What this task involves
In the records that follow, the lines from the one containing "Write a single-file" to the one containing "Sie den Versandzeitpunkt.</p>", inclusive, are to be given again exactly.

Input material
╭──
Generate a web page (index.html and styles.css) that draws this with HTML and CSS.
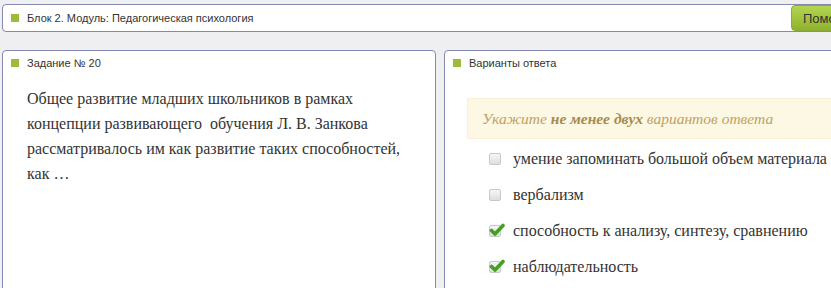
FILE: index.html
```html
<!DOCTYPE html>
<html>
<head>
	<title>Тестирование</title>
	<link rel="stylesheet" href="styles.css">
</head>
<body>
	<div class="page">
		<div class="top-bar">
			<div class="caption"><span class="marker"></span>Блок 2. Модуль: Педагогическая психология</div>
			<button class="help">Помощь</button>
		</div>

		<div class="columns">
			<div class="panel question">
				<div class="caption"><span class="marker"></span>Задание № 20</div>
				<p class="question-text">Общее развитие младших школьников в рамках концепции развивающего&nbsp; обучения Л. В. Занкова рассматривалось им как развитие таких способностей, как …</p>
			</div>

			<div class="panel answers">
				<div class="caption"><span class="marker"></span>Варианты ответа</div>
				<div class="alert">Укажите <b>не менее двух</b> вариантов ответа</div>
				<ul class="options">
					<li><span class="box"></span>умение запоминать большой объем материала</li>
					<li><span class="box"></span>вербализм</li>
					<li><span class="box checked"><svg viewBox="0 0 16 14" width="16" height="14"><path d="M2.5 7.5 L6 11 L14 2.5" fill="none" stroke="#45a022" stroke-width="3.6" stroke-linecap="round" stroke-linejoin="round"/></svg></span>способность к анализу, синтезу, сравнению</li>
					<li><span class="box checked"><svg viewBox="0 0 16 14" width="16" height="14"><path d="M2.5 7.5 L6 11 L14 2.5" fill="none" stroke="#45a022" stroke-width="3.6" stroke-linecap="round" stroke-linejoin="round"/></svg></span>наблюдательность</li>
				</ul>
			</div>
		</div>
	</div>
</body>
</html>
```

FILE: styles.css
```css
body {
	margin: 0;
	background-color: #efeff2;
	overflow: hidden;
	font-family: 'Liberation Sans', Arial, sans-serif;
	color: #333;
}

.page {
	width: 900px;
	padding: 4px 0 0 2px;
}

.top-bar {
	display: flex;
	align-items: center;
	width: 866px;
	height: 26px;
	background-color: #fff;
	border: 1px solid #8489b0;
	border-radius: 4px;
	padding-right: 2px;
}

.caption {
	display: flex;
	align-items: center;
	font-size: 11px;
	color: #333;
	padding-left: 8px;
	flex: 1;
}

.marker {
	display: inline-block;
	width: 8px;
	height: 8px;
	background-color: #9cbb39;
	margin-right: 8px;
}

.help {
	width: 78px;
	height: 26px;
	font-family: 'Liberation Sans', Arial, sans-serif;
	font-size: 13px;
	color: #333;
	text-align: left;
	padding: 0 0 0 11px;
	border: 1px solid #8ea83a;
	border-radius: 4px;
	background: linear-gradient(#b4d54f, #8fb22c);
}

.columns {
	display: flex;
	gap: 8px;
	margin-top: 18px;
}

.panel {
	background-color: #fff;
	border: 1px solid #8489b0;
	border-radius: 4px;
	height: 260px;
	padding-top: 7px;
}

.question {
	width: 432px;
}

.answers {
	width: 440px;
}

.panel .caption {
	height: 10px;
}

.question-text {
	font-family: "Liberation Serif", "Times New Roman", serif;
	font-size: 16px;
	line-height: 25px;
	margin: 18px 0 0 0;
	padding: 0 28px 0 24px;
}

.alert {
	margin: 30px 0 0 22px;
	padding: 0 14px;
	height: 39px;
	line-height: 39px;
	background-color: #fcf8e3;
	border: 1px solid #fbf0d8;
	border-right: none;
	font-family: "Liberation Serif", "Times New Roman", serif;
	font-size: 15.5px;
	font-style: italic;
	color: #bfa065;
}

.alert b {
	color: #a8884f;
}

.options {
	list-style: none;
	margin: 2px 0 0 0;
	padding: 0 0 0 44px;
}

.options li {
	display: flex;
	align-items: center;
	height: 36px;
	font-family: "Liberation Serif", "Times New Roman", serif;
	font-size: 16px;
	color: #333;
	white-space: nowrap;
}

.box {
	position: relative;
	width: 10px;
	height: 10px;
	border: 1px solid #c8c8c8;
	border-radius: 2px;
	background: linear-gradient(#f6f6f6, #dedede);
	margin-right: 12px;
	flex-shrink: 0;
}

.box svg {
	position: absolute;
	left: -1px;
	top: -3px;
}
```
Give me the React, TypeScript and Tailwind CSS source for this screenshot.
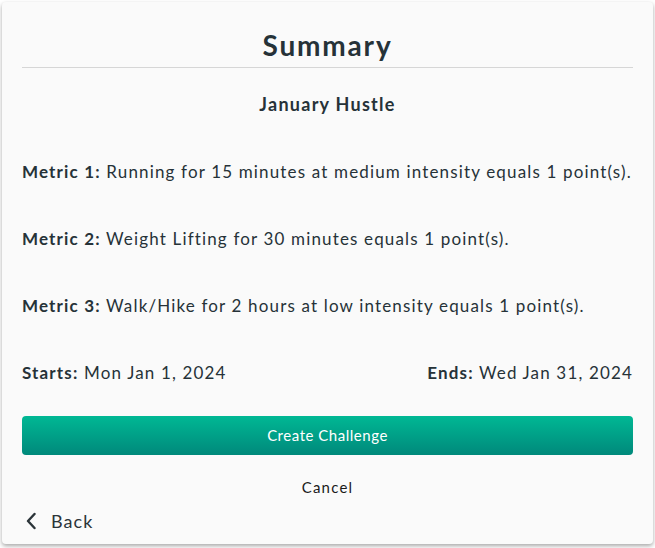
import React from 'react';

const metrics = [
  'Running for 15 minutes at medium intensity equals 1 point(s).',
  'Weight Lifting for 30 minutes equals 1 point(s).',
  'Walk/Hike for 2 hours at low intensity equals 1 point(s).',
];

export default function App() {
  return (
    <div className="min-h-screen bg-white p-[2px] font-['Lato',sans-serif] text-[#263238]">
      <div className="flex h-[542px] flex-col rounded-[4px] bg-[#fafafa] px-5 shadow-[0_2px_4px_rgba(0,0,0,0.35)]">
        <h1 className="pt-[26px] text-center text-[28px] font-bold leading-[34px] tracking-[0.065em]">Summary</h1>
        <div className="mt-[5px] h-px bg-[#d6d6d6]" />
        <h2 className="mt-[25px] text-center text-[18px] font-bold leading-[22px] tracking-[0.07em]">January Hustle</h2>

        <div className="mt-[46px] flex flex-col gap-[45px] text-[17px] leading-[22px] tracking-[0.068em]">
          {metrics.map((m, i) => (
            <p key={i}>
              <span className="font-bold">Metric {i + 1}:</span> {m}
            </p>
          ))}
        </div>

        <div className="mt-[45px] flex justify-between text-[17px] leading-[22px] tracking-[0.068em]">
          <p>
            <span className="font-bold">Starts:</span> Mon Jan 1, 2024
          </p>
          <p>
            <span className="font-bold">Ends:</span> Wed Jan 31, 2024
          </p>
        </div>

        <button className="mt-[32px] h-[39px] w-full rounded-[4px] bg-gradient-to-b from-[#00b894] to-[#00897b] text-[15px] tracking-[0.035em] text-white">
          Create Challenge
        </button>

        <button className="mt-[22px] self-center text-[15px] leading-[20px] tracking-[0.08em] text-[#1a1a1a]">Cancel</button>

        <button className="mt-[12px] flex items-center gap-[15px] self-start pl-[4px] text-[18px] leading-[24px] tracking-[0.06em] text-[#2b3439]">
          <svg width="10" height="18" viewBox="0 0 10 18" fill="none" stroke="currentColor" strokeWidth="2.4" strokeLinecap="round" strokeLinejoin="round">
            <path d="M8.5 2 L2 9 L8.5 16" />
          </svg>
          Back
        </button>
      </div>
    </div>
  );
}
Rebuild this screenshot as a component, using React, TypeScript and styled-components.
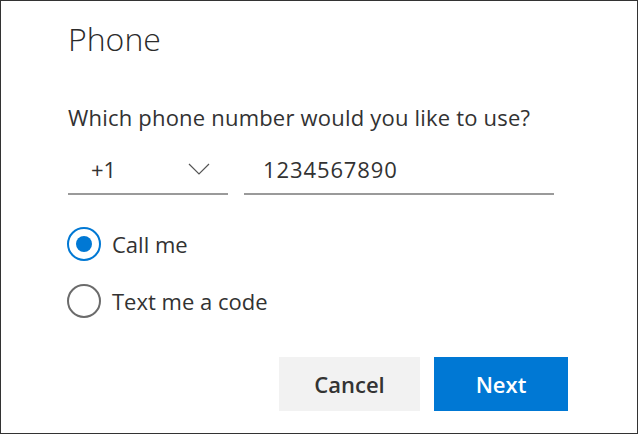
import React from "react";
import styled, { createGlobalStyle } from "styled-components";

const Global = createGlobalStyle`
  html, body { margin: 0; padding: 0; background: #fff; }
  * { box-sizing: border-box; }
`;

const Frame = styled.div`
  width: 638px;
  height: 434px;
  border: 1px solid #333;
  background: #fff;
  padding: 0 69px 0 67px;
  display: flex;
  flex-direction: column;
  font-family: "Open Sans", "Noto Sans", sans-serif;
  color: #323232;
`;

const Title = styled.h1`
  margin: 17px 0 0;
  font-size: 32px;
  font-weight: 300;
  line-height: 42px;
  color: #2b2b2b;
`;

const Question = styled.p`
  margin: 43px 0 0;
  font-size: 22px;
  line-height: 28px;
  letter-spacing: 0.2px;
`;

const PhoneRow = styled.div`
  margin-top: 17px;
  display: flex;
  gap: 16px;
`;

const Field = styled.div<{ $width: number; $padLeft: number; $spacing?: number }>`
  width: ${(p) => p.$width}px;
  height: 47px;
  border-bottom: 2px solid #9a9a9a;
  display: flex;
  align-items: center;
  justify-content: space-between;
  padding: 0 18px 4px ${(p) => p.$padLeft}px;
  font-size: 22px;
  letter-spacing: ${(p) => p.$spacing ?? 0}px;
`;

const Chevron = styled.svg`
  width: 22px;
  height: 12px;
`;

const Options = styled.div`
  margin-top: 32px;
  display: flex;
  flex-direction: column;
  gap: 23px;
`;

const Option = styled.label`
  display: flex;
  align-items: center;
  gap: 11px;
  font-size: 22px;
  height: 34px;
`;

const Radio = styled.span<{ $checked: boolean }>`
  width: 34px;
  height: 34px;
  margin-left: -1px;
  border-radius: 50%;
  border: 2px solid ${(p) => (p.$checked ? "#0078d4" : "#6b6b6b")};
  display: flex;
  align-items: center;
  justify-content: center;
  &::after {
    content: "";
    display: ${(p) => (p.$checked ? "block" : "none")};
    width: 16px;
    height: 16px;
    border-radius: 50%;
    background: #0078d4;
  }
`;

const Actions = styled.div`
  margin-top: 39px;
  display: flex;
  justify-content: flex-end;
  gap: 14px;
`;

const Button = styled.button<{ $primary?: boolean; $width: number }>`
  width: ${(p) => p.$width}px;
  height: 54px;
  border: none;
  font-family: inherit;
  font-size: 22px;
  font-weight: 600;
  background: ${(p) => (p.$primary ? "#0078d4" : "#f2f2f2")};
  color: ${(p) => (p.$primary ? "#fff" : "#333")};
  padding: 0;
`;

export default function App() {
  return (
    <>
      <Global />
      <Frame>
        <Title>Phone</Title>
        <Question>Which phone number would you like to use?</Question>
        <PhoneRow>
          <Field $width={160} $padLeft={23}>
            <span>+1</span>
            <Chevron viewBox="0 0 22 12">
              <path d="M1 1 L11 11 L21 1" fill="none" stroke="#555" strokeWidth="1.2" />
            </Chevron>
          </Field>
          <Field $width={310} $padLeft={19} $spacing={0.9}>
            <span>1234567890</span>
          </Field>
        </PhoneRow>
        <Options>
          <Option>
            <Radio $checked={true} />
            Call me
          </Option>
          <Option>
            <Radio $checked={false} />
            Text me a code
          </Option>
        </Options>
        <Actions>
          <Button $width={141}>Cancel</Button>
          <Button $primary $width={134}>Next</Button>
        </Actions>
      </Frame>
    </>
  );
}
╰──
╭──
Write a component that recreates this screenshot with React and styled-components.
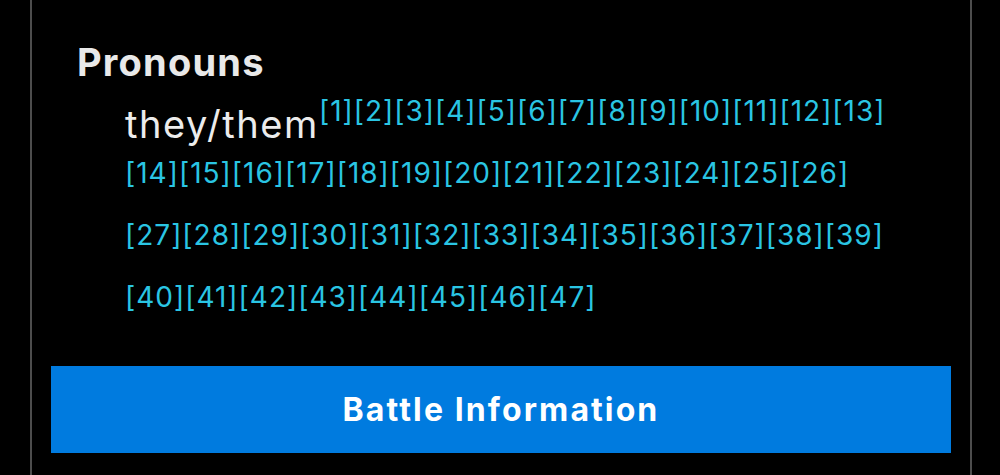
╰──
╭──
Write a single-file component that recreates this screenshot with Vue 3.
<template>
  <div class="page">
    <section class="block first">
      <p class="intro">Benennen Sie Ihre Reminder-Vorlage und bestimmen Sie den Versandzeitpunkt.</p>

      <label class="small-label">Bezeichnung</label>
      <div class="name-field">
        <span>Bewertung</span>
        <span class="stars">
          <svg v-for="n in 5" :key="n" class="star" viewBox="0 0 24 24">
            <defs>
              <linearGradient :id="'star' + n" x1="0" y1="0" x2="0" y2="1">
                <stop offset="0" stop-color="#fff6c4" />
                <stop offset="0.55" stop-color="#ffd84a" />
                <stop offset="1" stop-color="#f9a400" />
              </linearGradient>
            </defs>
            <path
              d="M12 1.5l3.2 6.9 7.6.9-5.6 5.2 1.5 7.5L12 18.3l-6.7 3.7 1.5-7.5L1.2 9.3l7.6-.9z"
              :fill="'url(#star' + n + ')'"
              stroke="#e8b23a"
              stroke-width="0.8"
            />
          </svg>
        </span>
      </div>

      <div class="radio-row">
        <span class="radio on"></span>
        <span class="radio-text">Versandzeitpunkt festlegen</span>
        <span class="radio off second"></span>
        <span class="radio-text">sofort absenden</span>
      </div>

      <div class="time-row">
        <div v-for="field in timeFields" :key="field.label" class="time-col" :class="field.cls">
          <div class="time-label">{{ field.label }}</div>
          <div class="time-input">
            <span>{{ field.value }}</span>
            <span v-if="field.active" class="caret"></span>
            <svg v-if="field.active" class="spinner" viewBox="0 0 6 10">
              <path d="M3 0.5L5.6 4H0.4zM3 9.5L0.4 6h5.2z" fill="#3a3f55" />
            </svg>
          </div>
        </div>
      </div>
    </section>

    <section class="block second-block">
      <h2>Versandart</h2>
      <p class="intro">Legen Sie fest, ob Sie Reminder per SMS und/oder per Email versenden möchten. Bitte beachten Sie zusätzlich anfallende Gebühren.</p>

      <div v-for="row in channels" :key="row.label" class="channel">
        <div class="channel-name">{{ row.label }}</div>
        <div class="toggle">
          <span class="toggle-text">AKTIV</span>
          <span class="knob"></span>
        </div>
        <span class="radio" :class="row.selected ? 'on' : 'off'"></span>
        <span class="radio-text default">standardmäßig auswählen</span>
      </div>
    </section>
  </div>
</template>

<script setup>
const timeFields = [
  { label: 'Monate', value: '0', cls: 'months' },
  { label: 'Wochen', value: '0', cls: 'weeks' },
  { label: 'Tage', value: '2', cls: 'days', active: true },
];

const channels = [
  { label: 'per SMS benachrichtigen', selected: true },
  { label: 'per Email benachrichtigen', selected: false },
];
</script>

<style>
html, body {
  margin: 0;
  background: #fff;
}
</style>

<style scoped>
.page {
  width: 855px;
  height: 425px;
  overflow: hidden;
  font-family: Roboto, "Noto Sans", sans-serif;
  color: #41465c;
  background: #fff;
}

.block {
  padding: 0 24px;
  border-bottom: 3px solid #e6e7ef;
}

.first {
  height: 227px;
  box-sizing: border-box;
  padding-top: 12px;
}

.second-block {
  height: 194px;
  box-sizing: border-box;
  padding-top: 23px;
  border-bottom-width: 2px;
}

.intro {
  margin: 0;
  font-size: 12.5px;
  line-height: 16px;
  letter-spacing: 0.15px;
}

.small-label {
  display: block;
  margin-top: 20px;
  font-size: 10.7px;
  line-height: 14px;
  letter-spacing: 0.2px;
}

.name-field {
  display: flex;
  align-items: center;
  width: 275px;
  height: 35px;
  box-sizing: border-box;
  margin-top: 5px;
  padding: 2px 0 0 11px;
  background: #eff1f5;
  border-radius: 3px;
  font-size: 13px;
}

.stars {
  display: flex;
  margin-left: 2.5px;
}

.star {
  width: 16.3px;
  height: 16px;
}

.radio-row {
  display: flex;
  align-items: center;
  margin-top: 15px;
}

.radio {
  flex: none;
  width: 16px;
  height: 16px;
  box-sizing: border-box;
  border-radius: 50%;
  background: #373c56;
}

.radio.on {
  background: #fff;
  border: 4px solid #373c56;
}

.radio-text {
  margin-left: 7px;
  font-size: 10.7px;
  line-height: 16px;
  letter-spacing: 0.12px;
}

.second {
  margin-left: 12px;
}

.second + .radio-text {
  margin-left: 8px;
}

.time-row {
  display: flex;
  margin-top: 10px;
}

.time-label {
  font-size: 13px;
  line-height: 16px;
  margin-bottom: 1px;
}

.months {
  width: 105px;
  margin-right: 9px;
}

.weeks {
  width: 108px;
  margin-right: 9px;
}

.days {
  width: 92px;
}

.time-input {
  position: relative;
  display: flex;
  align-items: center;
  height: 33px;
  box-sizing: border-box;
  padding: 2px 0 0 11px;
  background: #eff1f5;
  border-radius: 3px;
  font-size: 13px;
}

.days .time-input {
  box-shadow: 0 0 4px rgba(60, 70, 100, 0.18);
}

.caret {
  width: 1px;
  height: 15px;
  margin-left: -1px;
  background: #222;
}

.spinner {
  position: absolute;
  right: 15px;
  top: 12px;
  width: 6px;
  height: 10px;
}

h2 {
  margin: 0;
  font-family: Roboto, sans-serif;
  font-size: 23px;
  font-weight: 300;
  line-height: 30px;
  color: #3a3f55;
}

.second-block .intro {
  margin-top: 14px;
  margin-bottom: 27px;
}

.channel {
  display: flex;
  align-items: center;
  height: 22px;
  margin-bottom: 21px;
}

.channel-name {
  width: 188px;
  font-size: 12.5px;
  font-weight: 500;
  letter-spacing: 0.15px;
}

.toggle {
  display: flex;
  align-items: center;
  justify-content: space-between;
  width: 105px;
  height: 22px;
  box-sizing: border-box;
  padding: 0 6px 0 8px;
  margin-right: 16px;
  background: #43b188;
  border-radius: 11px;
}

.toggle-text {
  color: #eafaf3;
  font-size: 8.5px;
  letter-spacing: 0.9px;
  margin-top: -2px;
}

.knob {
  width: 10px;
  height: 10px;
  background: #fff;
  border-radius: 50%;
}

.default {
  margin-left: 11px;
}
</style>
╰──
Expected output
Write a single-file component that recreates this screenshot with Vue 3.
<template>
  <div class="page">
    <section class="block first">
      <p class="intro">Benennen Sie Ihre Reminder-Vorlage und bestimmen Sie den Versandzeitpunkt.</p>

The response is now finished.